Lorsque ‘Hamor, le roi cananéen, propose une alliance à Yaacov, il justifie sa démarche avec ce raisonnement : « Avraham était un dignitaire, et moi-même, je suis également un dignitaire dans ce pays. » Autrement dit, le rang auquel nous a placés D.ieu révèle une affinité certaine entre nous. Nous sommes tous deux des dirigeants, et nous méritons à ce titre d’unir nos familles. Mais la réponse du patriarche remit les choses dans leurs justes perspectives : « L’aïeul de la jeune fille était un taureau, comme il est dit : ‘Avraham courut au troupeau, il choisit un veau tendre et gras…’ » De fait, lorsqu’Avraham accueillit chez lui les trois anges, il ne ménagea pas ses efforts pour les recevoir dignement. Cet épisode montra qu’Avraham, tout dignitaire qu’il fût, savait se soumettre totalement aux causes qu’il défendait, c’est-à-dire faire connaître aux hommes l’existence de D.ieu. Il était certes un « taureau » – un roi parmi ses semblables – mais jamais sa stature n’occulta sa soumission envers le Créateur. Il eut beau avoir de nombreux domestiques à son service, il alla en personne quérir des veaux tendres pour ses invités, conscients de l’importance suprême de l’hospitalité.

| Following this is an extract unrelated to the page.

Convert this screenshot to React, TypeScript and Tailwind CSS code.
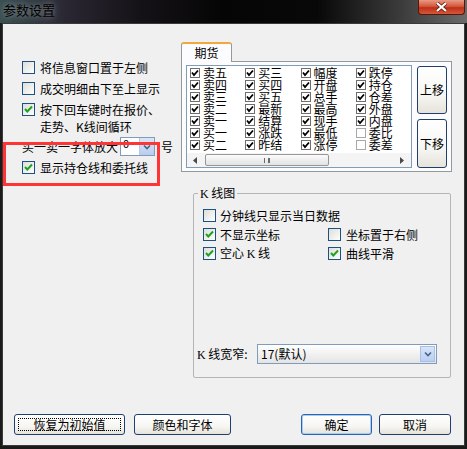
import type { ReactNode } from 'react'

const listCols: [string, boolean][][] = [
  [['卖五', true], ['卖四', true], ['卖三', true], ['卖二', true], ['卖一', true], ['买一', true], ['买二', true]],
  [['买三', true], ['买四', true], ['买五', true], ['最新', true], ['结算', true], ['涨跌', true], ['昨结', true]],
  [['幅度', true], ['开盘', true], ['总手', true], ['最高', true], ['现手', true], ['最低', true], ['涨停', true]],
  [['跌停', true], ['持仓', true], ['仓差', true], ['外盘', true], ['内盘', true], ['委比', false], ['委差', false]],
]

function CheckBox({ checked }: { checked?: boolean }) {
  return (
    <svg width="13" height="13" viewBox="0 0 13 13" className="shrink-0">
      <defs>
        <linearGradient id="cbg" x1="0" y1="0" x2="1" y2="1">
          <stop offset="0" stopColor="#dcdcd7" />
          <stop offset="1" stopColor="#ffffff" />
        </linearGradient>
      </defs>
      <rect x="0.5" y="0.5" width="12" height="12" fill="url(#cbg)" stroke="#1c5180" />
      {checked && <path d="M3 6 L5.3 8.5 L10 3.5" fill="none" stroke="#21a121" strokeWidth="2" />}
    </svg>
  )
}

function SmallCheck({ checked }: { checked: boolean }) {
  return (
    <svg width="10" height="10" viewBox="0 0 10 10" className="shrink-0">
      <rect x="0.5" y="0.5" width="9" height="9" fill="#fff" stroke={checked ? '#6f6f6f' : '#a8a8a8'} />
      {checked && <path d="M2 4.5 L4 7 L8 2.5" fill="none" stroke="#000" strokeWidth="1.8" />}
    </svg>
  )
}

function Chevron() {
  return (
    <svg width="8" height="6" viewBox="0 0 8 6">
      <path d="M1 1.5 L4 4.5 L7 1.5" fill="none" stroke="#4d6185" strokeWidth="1.6" />
    </svg>
  )
}

function WinButton({ children, className = '' }: { children: ReactNode; className?: string }) {
  return (
    <button
      className={`flex items-center justify-center rounded-[3px] border border-[#1f3f6e] bg-[linear-gradient(180deg,#ffffff_0%,#f6f6f3_60%,#e6e3da_100%)] text-[12px] leading-[12px] text-black ${className}`}
    >
      {children}
    </button>
  )
}

function Row({ checked, label }: { checked?: boolean; label: string }) {
  return (
    <div className="flex h-[21px] items-center">
      <CheckBox checked={checked} />
      <span className="ml-[5px] leading-[14px]">{label}</span>
    </div>
  )
}

export default function App() {
  return (
    <div className="relative h-[449px] w-[467px] overflow-hidden bg-[#1a1a1a] font-['Noto_Sans_CJK_SC',sans-serif] text-[12px] text-black">
      {/* Title bar */}
      <div className="flex h-[23px] items-start bg-[linear-gradient(90deg,#3a5053_0%,#2a2733_14%,#151217_30%,#050505_48%,#080808_68%,#3c3c3c_86%,#6b6b6b_100%)]">
        <span className="ml-[3px] mt-[2px] text-[13px] leading-[15px] [text-shadow:0_0_6px_rgba(255,255,255,0.55)]">参数设置</span>
        <div className="ml-auto mr-[2px] flex h-[15px] w-[47px] items-center justify-center rounded-b-[4px] border border-t-0 border-[#5a1408] bg-[linear-gradient(180deg,#e79a86_0%,#d5583c_45%,#bd2f17_55%,#d4583b_100%)]">
          <svg width="13" height="10" viewBox="0 0 13 10">
            <path d="M2 1 L11 9 M11 1 L2 9" stroke="#5b1a10" strokeWidth="3.6" />
            <path d="M2 1 L11 9 M11 1 L2 9" stroke="#fff" strokeWidth="2.2" />
          </svg>
        </div>
      </div>

      {/* Client area */}
      <div className="mx-[2px] flex h-[423px] flex-col border border-[#3a3a3a] bg-[#f0f0f0]">
        <div className="flex h-[354px]">
          {/* Left options */}
          <div className="w-[178px] pl-[19px] pt-[33px]">
            <Row label="将信息窗口置于左侧" />
            <Row label="成交明细由下至上显示" />
            <div className="flex items-start">
              <div className="mt-[4px]">
                <CheckBox checked />
              </div>
              <span className="ml-[5px] mt-[2px] leading-[17px]">
                按下回车键时在报价、
                <br />
                走势、K线间循环
              </span>
            </div>
            <div className="mt-[2px] flex h-[19px] items-center">
              <span className="leading-[14px]">买一卖一字体放大</span>
              <div className="ml-[2px] flex h-[19px] w-[35px] border border-[#7f9db9] bg-white">
                <span className="flex-1 pl-[2px] text-[11px] leading-[10px]">0</span>
                <div className="flex w-[15px] items-center justify-center border-l border-[#b6c8e6] bg-[linear-gradient(180deg,#dbe6f6,#b8cdee)]">
                  <Chevron />
                </div>
              </div>
              <span className="ml-[6px] leading-[14px]">号</span>
            </div>
            <div className="mt-[1px]">
              <Row checked label="显示持仓线和委托线" />
            </div>
          </div>

          {/* Right side */}
          <div className="pt-[18px]">
            <div className="relative z-10 -mb-px flex h-[20px] w-[51px] items-center justify-center rounded-t-[3px] border-x border-t-2 border-x-[#919b9c] border-t-[#f2a83a] bg-[#fcfcfe] leading-[14px]">
              期货
            </div>
            <div className="flex h-[111px] w-[271px] border border-[#919b9c] bg-[#fcfcfe] pl-[4px] pt-[3px]">
              <div className="flex h-[103px] w-[226px] flex-col border border-[#7f9db9] bg-white">
                <div className="flex pl-[3px] pt-[1px]">
                  {listCols.map((col, ci) => (
                    <div key={ci} className="w-[56px]">
                      {col.map(([name, on]) => (
                        <div key={name} className="flex h-[12px] items-center overflow-visible">
                          <SmallCheck checked={on} />
                          <span className="ml-[3px] text-[12px] leading-[12px]">{name}</span>
                        </div>
                      ))}
                    </div>
                  ))}
                </div>
                <div className="mt-auto flex h-[14px] items-center bg-[#f4f4f4] px-[4px]">
                  <svg width="5" height="7" viewBox="0 0 5 7" className="ml-[2px]">
                    <path d="M4 0 L0 3.5 L4 7 Z" fill="#4a4a4a" />
                  </svg>
                  <div className="ml-[7px] flex h-[12px] w-[124px] items-center justify-center rounded-[2px] border border-[#979797] bg-[linear-gradient(180deg,#fbfbfb,#e2e2e2)]">
                    <span className="h-[5px] w-[5px] border-x border-[#6a6a6a]" />
                    <span className="h-[5px] w-px bg-[#6a6a6a]" />
                  </div>
                  <svg width="5" height="7" viewBox="0 0 5 7" className="ml-auto mr-[3px]">
                    <path d="M1 0 L5 3.5 L1 7 Z" fill="#4a4a4a" />
                  </svg>
                </div>
              </div>
              <div className="ml-[5px] flex flex-col">
                <WinButton className="mt-px h-[48px] w-[30px]">上移</WinButton>
                <WinButton className="mt-[5px] h-[49px] w-[30px]">下移</WinButton>
              </div>
            </div>

            <fieldset className="ml-[12px] mt-[14px] h-[192px] w-[258px] rounded-[2px] border border-[#b5b5b5]">
              <legend className="ml-[4px] px-[2px] leading-[14px]">
                <span className="font-['Liberation_Serif',serif]">K</span> 线图
              </legend>
              <div className="flex flex-col pl-[9px]">
                <div className="mt-[5px] flex h-[19px] items-center">
                  <CheckBox />
                  <span className="ml-[4px] leading-[14px]">分钟线只显示当日数据</span>
                </div>
                <div className="flex h-[19px] items-center">
                  <div className="flex w-[125px] items-center">
                    <CheckBox checked />
                    <span className="ml-[4px] leading-[14px]">不显示坐标</span>
                  </div>
                  <CheckBox />
                  <span className="ml-[5px] leading-[14px]">坐标置于右侧</span>
                </div>
                <div className="flex h-[19px] items-center">
                  <div className="flex w-[125px] items-center">
                    <CheckBox checked />
                    <span className="ml-[4px] leading-[14px]">
                      空心 <span className="font-['Liberation_Serif',serif]">K</span> 线
                    </span>
                  </div>
                  <CheckBox checked />
                  <span className="ml-[5px] leading-[14px]">曲线平滑</span>
                </div>
                <div className="-ml-[6px] mt-[81px] flex h-[20px] items-center">
                  <span className="w-[60px] leading-[14px]">
                    <span className="font-['Liberation_Serif',serif]">K</span> 线宽窄:
                  </span>
                  <div className="flex h-[20px] w-[180px] items-center border border-[#7f9db9] bg-[linear-gradient(180deg,#ffffff,#e4e4e4)]">
                    <span className="flex-1 pl-[3px] text-[12px] leading-[14px]">17(默认)</span>
                    <div className="mr-px flex h-[16px] w-[15px] items-center justify-center border border-[#a9bfe6] bg-[linear-gradient(180deg,#d8e4f8,#b9cff2)]">
                      <Chevron />
                    </div>
                  </div>
                </div>
              </div>
            </fieldset>
          </div>
        </div>

        {/* Bottom buttons */}
        <div className="ml-[11px] mt-[36px] flex">
          <WinButton className="relative h-[21px] w-[111px]">
            <span className="absolute inset-[3px] border border-dotted border-black" />
            恢复为初始值
          </WinButton>
          <WinButton className="ml-[9px] h-[21px] w-[97px]">颜色和字体</WinButton>
          <WinButton className="ml-[70px] h-[21px] w-[71px] border-[#2b62b4] shadow-[inset_0_0_0_1px_#a8ccf2]">确定</WinButton>
          <WinButton className="ml-[7px] h-[21px] w-[72px]">取消</WinButton>
        </div>
      </div>

      {/* Red annotation */}
      <div className="pointer-events-none absolute left-[3px] top-[142px] h-[44px] w-[157px] border-[3px] border-[#ff3434]" />
    </div>
  )
}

Quant à l’âne, c’est tout l’inverse : seuls ses intérêts personnels motivent ses choix. Bien que depuis le Déluge, les nations du monde aient toutes accepté d’observer certaines règles de pudeur élémentaires (Rachi Béréchit 34, 7), Chekhem n’en tint aucunement compte le jour où il remarqua Dina, la fille de Yaacov. Pour lui, les intérêts du Ciel passaient après les siens, car en tant que prince, il estimait que nul ne devait lui dicter sa conduite. S’il connaissait D.ieu, c’est uniquement pour « l’auge » – c’est-à-dire les avantages qu’il pouvait en dégager. Et lorsque l’occasion se présenta, il occulta totalement les bonnes résolutions prises à la suite du Déluge.
Citant le verset : « Ne laboure pas avec un taureau et un âne attelés ensemble », Yaacov démontra à ‘Hamor que le taureau et l’âne ne peuvent en aucune manière sceller une alliance. Leur nature est si dissemblable, qu’aucun pacte ne peut être envisagé entre eux.